Geoscientific Model Development Discussions ◽

10.5194/gmdd-7-5831-2014 ◽

2014 ◽

Vol 7 (5) ◽

pp. 5831-5918 ◽

Cited By ~ 2

Author(s):

Y. H. Lee ◽

P. J. Adams ◽

D. T. Shindell

Keyword(s):

Organic Matter ◽

General Circulation ◽

Mineral Dust ◽

Cloud Condensation Nuclei ◽

Circulation Model ◽

Convective Transport ◽

Sea Salt ◽

Computationally Efficient ◽

Anthropogenic Aerosol ◽

Aerosol Model

Abstract. The TwO-Moment Aerosol Sectional microphysics model (TOMAS) has been integrated into the state-of-the-art general circulation model, GISS ModelE2. TOMAS has the flexibility to select a size resolution as well as the lower size cutoff. A computationally efficient version of TOMAS is used here, which has 15 size bins covering 3 nm to 10 μm aerosol dry diameter. For each bin, it simulates the total aerosol number concentration and mass concentrations of sulphate, pure elementary carbon (hydrophobic), mixed elemental carbon (hydrophilic), hydrophobic organic matter, hydrophilic organic matter, sea salt, mineral dust, ammonium, and aerosol-associated water. This paper provides a detailed description of the ModelE2-TOMAS model and evaluates the model against various observations including aerosol precursor gas concentrations, aerosol mass and number concentrations, and aerosol optical depths. Additionally, global budgets in ModelE2-TOMAS are compared with those of other global aerosol models, and the TOMAS model is compared to the default aerosol model in ModelE2, which is a bulk aerosol model. Overall, the ModelE2-TOMAS predictions are within the range of other global aerosol model predictions, and the model has a reasonable agreement with observations of sulphur species and other aerosol components as well as aerosol optical depth.
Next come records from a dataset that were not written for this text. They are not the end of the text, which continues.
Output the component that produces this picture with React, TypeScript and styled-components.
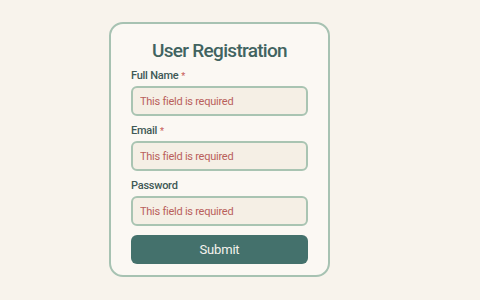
import React from "react";
import styled, { createGlobalStyle } from "styled-components";

const GlobalStyle = createGlobalStyle`
  html, body {
    margin: 0;
    padding: 0;
    background: #f8f3ec;
    font-family: Roboto, "Noto Sans", sans-serif;
  }
`;

const Page = styled.div`
  width: 480px;
  height: 300px;
  box-sizing: border-box;
  padding: 22px 0 0 109px;
`;

const Card = styled.form`
  width: 221px;
  box-sizing: border-box;
  background: #fbf8f3;
  border: 2px solid #a7c2b2;
  border-radius: 14px;
  padding: 15px 20px 11px;
  display: flex;
  flex-direction: column;
`;

const Title = styled.h1`
  margin: 0 0 6px;
  text-align: center;
  font-size: 19px;
  line-height: 24px;
  font-weight: 500;
  letter-spacing: -0.7px;
  color: #416360;
`;

const Field = styled.div`
  display: flex;
  flex-direction: column;
  margin-bottom: 8px;
`;

const Label = styled.label`
  font-size: 11px;
  line-height: 14px;
  font-weight: 500;
  letter-spacing: -0.25px;
  color: #405956;
  margin-bottom: 3px;
`;

const Star = styled.span`
  color: #c9625d;
  margin-left: 3px;
  font-size: 9px;
  line-height: 0;
`;

const Input = styled.input`
  box-sizing: border-box;
  width: 100%;
  height: 30px;
  border: 2px solid #a9c4b2;
  border-radius: 6px;
  background: #f5efe5;
  padding: 0 7px;
  font-family: Roboto, "Noto Sans", sans-serif;
  font-size: 11px;
  letter-spacing: -0.25px;
  outline: none;
  &::placeholder {
    color: #b9605b;
  }
`;

const Submit = styled.button`
  margin-top: 1px;
  height: 29px;
  border: none;
  border-radius: 6px;
  background: #44716c;
  color: #f6f3ee;
  font-family: Roboto, "Noto Sans", sans-serif;
  font-size: 13px;
  font-weight: 400;
  letter-spacing: -0.2px;
`;

const fields = [
  { label: "Full Name", required: true },
  { label: "Email", required: true },
  { label: "Password", required: false },
];

export default function App() {
  return (
    <>
      <GlobalStyle />
      <Page>
        <Card onSubmit={(e) => e.preventDefault()}>
          <Title>User Registration</Title>
          {fields.map((f) => (
            <Field key={f.label}>
              <Label>
                {f.label}
                {f.required && <Star>*</Star>}
              </Label>
              <Input type="text" placeholder="This field is required" />
            </Field>
          ))}
          <Submit type="submit">Submit</Submit>
        </Card>
      </Page>
    </>
  );
}
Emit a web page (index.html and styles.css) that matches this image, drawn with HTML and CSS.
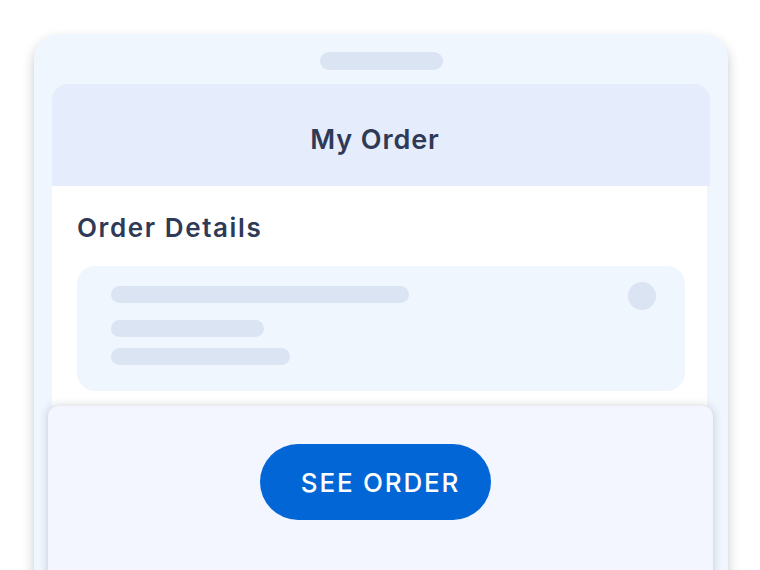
FILE: index.html
```html
<!DOCTYPE html>
<html lang="en">
<head>
    <meta charset="UTF-8">
    <meta name="viewport" content="width=device-width, initial-scale=1.0">
    <title>My Order</title>
    <link rel="stylesheet" href="styles.css">
</head>
<body>
    <div class="phone">
        <div class="handle"></div>

        <header class="top">
            <h1>My Order</h1>
        </header>

        <div class="content">
            <h2>Order Details</h2>
            <!-- placeholder card while the order loads -->
            <div class="card">
                <div class="lines">
                    <span class="line line-long"></span>
                    <span class="line line-short"></span>
                    <span class="line line-mid"></span>
                </div>
                <span class="dot"></span>
            </div>
        </div>

        <div class="sheet">
            <button class="button">SEE ORDER</button>
        </div>
    </div>
</body>
</html>
```

FILE: styles.css
```css
body {
    background-color: #ffffff;
    font-family: Inter, "Noto Sans", Arial, sans-serif;
    margin: 0;
    padding: 0;
    height: 570px;
    overflow: hidden;
}
.phone {
    position: relative;
    margin: 34px 0 0 34px;
    width: 694px;
    height: 600px;
    background-color: #f0f6fe;
    border-radius: 24px 24px 0 0;
    box-shadow: 0 6px 12px rgba(30, 40, 60, 0.25);
    padding-top: 18px;
    box-sizing: border-box;
}
.handle {
    width: 123px;
    height: 18px;
    margin: 0 auto;
    background-color: #dae4f2;
    border-radius: 9px;
}
.top {
    margin: 14px 18px 0 18px;
    height: 102px;
    background-color: #e5ecfb;
    border-radius: 16px 16px 0 0;
    display: flex;
    align-items: center;
    justify-content: center;
    padding: 9px 12px 0 0;
    box-sizing: border-box;
}
.top h1 {
    margin: 0;
    font-size: 27px;
    font-weight: 600;
    letter-spacing: 0.9px;
    color: #2e3a56;
}
.content {
    margin: 0 21px 0 18px;
    background-color: #ffffff;
    padding: 26px 22px 30px 25px;
    height: 220px;
    box-sizing: border-box;
}
.content h2 {
    margin: 0 0 22px 0;
    font-size: 26px;
    font-weight: 600;
    letter-spacing: 1.6px;
    color: #2e3a56;
    line-height: 32px;
}
.card {
    height: 125px;
    background-color: #f0f6fe;
    border-radius: 18px;
    display: flex;
    justify-content: space-between;
    padding: 20px 29px 0 34px;
    box-sizing: border-box;
}
.lines {
    display: flex;
    flex-direction: column;
    gap: 17px;
}
.lines .line + .line + .line {
    margin-top: -6px;
}
.line {
    display: block;
    height: 17px;
    border-radius: 9px;
    background-color: #dae4f2;
}
.line-long {
    width: 298px;
}
.line-short {
    width: 153px;
}
.line-mid {
    width: 179px;
}
.dot {
    width: 28px;
    height: 28px;
    margin-top: -4px;
    border-radius: 50%;
    background-color: #dae4f2;
}
.sheet {
    position: absolute;
    left: 14px;
    right: 15px;
    top: 372px;
    height: 240px;
    background-color: #f3f6fe;
    border-radius: 10px 10px 0 0;
    box-shadow: 0 0 10px rgba(30, 40, 60, 0.22);
    display: flex;
    justify-content: center;
    padding-top: 38px;
    box-sizing: border-box;
}
.button {
    width: 231px;
    height: 76px;
    margin-right: 10px;
    padding: 0 0 0 10px;
    border: none;
    border-radius: 38px;
    background-color: #0366d6;
    color: #ffffff;
    font-family: Inter, "Noto Sans", Arial, sans-serif;
    font-size: 26px;
    font-weight: 500;
    letter-spacing: 1.8px;
}
```
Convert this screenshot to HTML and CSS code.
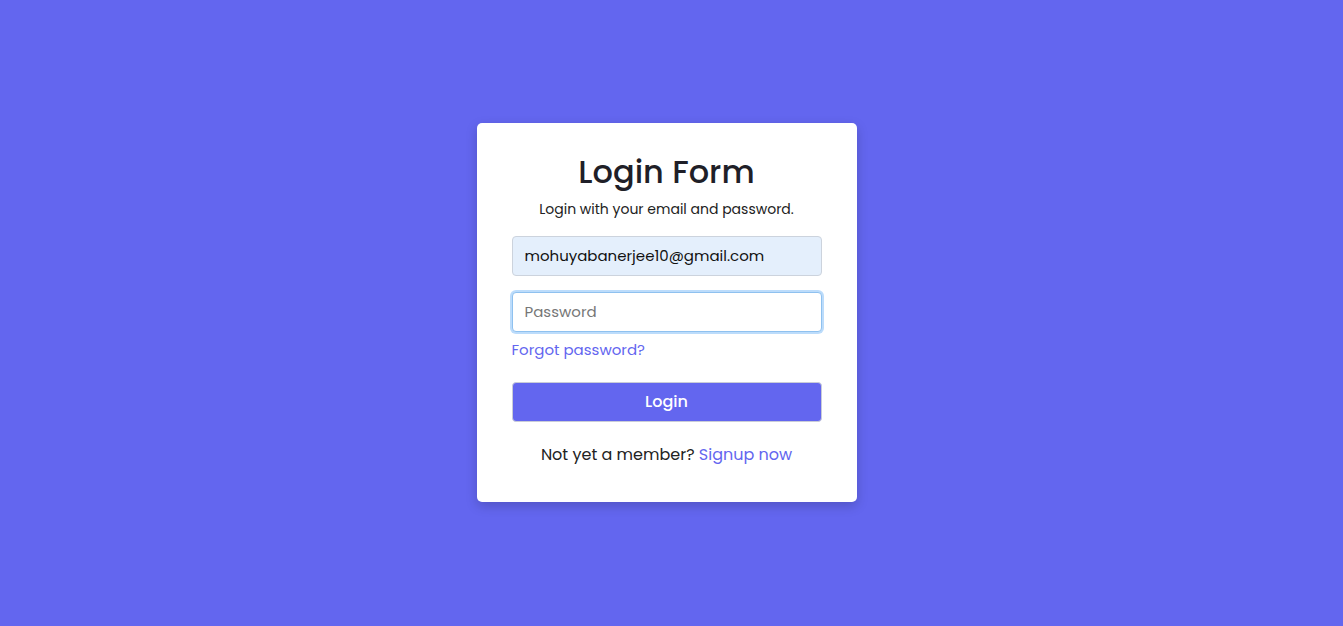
FILE: index.html
```html
<!DOCTYPE html>
<html lang="en">
<head>
    <meta charset="UTF-8">
    <meta name="viewport" content="width=device-width, initial-scale=1.0">
    <title>Login Form</title>
    <link rel="stylesheet" href="styles.css">
</head>
<body>
    <div class="wrapper">
        <form class="login-form">
            <h2>Login Form</h2>
            <p class="subtitle">Login with your email and password.</p>
            <input type="text" class="field filled" value="mohuyabanerjee10@gmail.com">
            <input type="password" class="field focused" placeholder="Password">
            <a href="#" class="forgot">Forgot password?</a>
            <button type="button" class="login-btn">Login</button>
            <p class="signup">Not yet a member? <a href="#">Signup now</a></p>
        </form>
    </div>
</body>
</html>
```

FILE: styles.css
```css
* {
    margin: 0;
    padding: 0;
    box-sizing: border-box;
}

body {
    font-family: "Poppins", "Open Sans", sans-serif;
    background-color: #6366ef;
    color: #222;
    height: 100vh;
}

.wrapper {
    height: 100%;
    display: flex;
    align-items: center;
    justify-content: center;
    padding-right: 10px;
    padding-bottom: 1px;
}

.login-form {
    width: 380px;
    background: #fff;
    border-radius: 5px;
    padding: 27px 35px 36px;
    box-shadow: 0 4px 12px rgba(0, 0, 0, 0.18);
    display: flex;
    flex-direction: column;
}

h2 {
    font-size: 32px;
    font-weight: 500;
    text-align: center;
    line-height: 44px;
    color: #1f1f28;
}

.subtitle {
    font-size: 14px;
    text-align: center;
    line-height: 20px;
    margin-top: 5px;
    margin-bottom: 17px;
}

.field {
    height: 40px;
    width: 100%;
    border: 1px solid #ccd3dd;
    border-radius: 4px;
    padding: 0 12px 2px;
    font-family: inherit;
    font-size: 15px;
    color: #111;
    outline: none;
}

.field.filled {
    background: #e4effc;
}

.field.focused {
    margin-top: 16px;
    border-color: #8fc1ef;
    box-shadow: 0 0 0 2px #bcdcfb;
}

.field::placeholder {
    color: #777;
}

.forgot {
    margin-top: 7px;
    font-size: 15px;
    line-height: 22px;
    color: #6366ef;
    text-decoration: none;
    align-self: flex-start;
}

.login-btn {
    margin-top: 21px;
    height: 40px;
    width: 100%;
    padding-bottom: 2px;
    background: #6366ef;
    border: 1px solid #c9ccd8;
    border-radius: 4px;
    color: #fff;
    font-family: inherit;
    font-size: 16px;
    font-weight: 500;
    cursor: pointer;
}

.signup {
    margin-top: 22px;
    text-align: center;
    font-size: 16px;
    line-height: 22px;
}

.signup a {
    color: #6366ef;
    text-decoration: none;
}
```
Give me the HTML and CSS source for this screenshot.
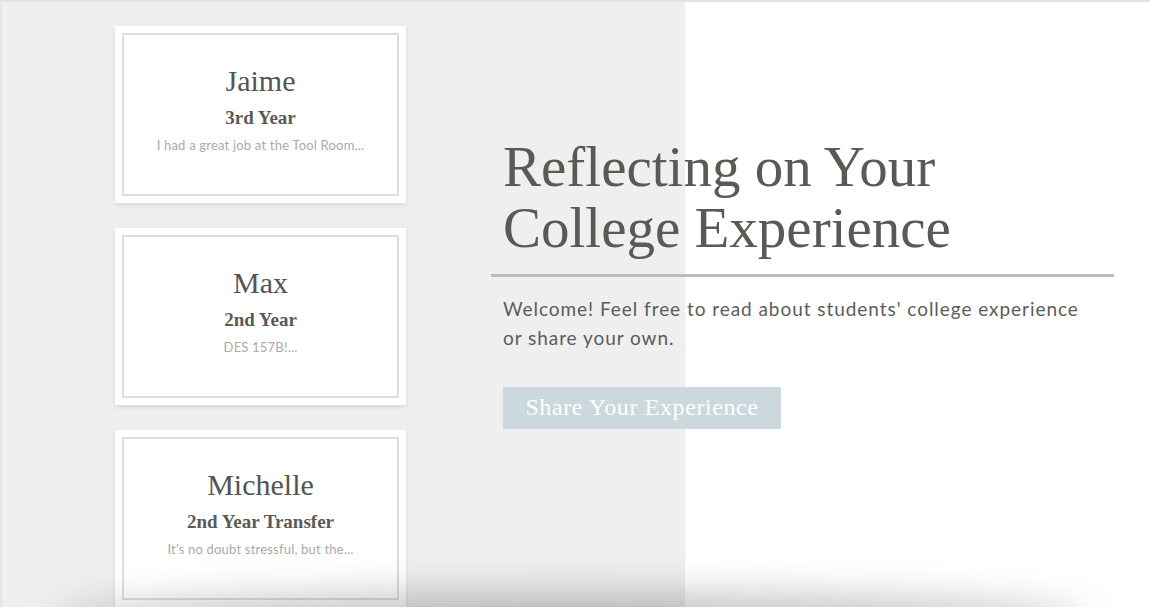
FILE: index.html
```html
<!DOCTYPE html>
<html>
<head>
<meta charset="utf-8">
<link rel="stylesheet" href="styles.css">
</head>
<body>
<div class="page">
  <div class="cards">
    <div class="card">
      <div class="card-inner">
        <div class="name">Jaime</div>
        <div class="year">3rd Year</div>
        <div class="excerpt">I had a great job at the Tool Room...</div>
      </div>
    </div>
    <div class="card">
      <div class="card-inner">
        <div class="name">Max</div>
        <div class="year">2nd Year</div>
        <div class="excerpt">DES 157B!...</div>
      </div>
    </div>
    <div class="card">
      <div class="card-inner">
        <div class="name">Michelle</div>
        <div class="year">2nd Year Transfer</div>
        <div class="excerpt">It's no doubt stressful, but the...</div>
      </div>
    </div>
  </div>
  <div class="hero">
    <h1 class="title">Reflecting on Your<br>College Experience</h1>
    <div class="divider"></div>
    <p class="intro">Welcome! Feel free to read about students' college experience or share your own.</p>
    <a class="btn">Share Your Experience</a>
  </div>
  <div class="shade"></div>
</div>
</body>
</html>
```
FILE: styles.css
```css
html, body {
  margin: 0;
  padding: 0;
  height: 607px;
  overflow: hidden;
}
body {
  background: #fff;
}
.page {
  position: relative;
  height: 607px;
  overflow: hidden;
  border-top: 2px solid #e3e3e3;
  border-left: 2px solid #e6e6e6;
  background: linear-gradient(to right, #efefef 683px, #ffffff 683px);
  display: flex;
  align-items: flex-start;
  padding-left: 113px;
  box-sizing: border-box;
}
.cards {
  width: 291px;
  padding-top: 24px;
  display: flex;
  flex-direction: column;
  gap: 25px;
  flex-shrink: 0;
}
.card {
  background: #fff;
  padding: 7px;
  height: 177px;
  box-sizing: border-box;
  box-shadow: 0 2px 4px rgba(0,0,0,0.10);
}
.card-inner {
  border: 2px solid #dcdfe0;
  height: 100%;
  box-sizing: border-box;
  display: flex;
  flex-direction: column;
  align-items: center;
  padding-top: 28px;
}
.name {
  font-family: "Liberation Serif", serif;
  font-size: 30px;
  color: #545452;
  line-height: 36px;
}
.year {
  font-family: "Liberation Serif", serif;
  font-size: 19px;
  font-weight: bold;
  color: #5a5a57;
  margin-top: 7px;
  line-height: 24px;
}
.excerpt {
  font-family: "Lato", sans-serif;
  font-size: 13px;
  letter-spacing: 0.2px;
  color: #aaaaaa;
  margin-top: 6px;
  line-height: 18px;
}
.hero {
  margin-left: 85px;
  width: 623px;
  padding-top: 134px;
}
.title {
  margin: 0;
  padding-left: 12px;
  font-family: "Liberation Serif", serif;
  font-weight: normal;
  font-size: 57px;
  line-height: 61px;
  color: #5a5a55;
}
.divider {
  height: 3px;
  background: #bcbcbc;
  margin-top: 16px;
}
.intro {
  margin: 17px 0 0 0;
  padding-left: 12px;
  font-family: "Lato", sans-serif;
  font-size: 19px;
  letter-spacing: 0.95px;
  line-height: 29px;
  color: #5c5c5c;
  width: 590px;
}
.btn {
  display: inline-block;
  margin: 35px 0 0 12px;
  width: 278px;
  height: 42px;
  line-height: 40px;
  background: #cbd8dd;
  color: #fff;
  font-family: "Liberation Serif", serif;
  font-size: 24px;
  letter-spacing: 0.6px;
  text-align: center;
}
.shade {
  position: absolute;
  left: 60px;
  right: 70px;
  top: 607px;
  height: 40px;
  box-shadow: 0 -6px 40px 8px rgba(0,0,0,0.25);
  border-radius: 50%;
}
```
However, ModelE2-TOMAS (as well as the bulk aerosol model) cannot capture the observed vertical distribution of sulphur dioxide over the Pacific Ocean possibly due to overly strong convective transport. The TOMAS model successfully captures observed aerosol number concentrations and cloud condensation nuclei concentrations. Anthropogenic aerosol burdens in the bulk aerosol model running in the same host model as TOMAS (ModelE2) differ by a few percent to a factor of 2 regionally, mainly due to differences in aerosol processes including deposition, cloud processing, and emission parameterizations. Larger differences are found for naturally emitted aerosols such as sea salt and mineral dust. With TOMAS, ModelE2 has three different aerosol models (the bulk aerosol model and modal-based aerosol microphysics model, MATRIX) and allows exploration of the uncertainties associated with aerosol modelling within the same host model, NASA GISS ModelE2.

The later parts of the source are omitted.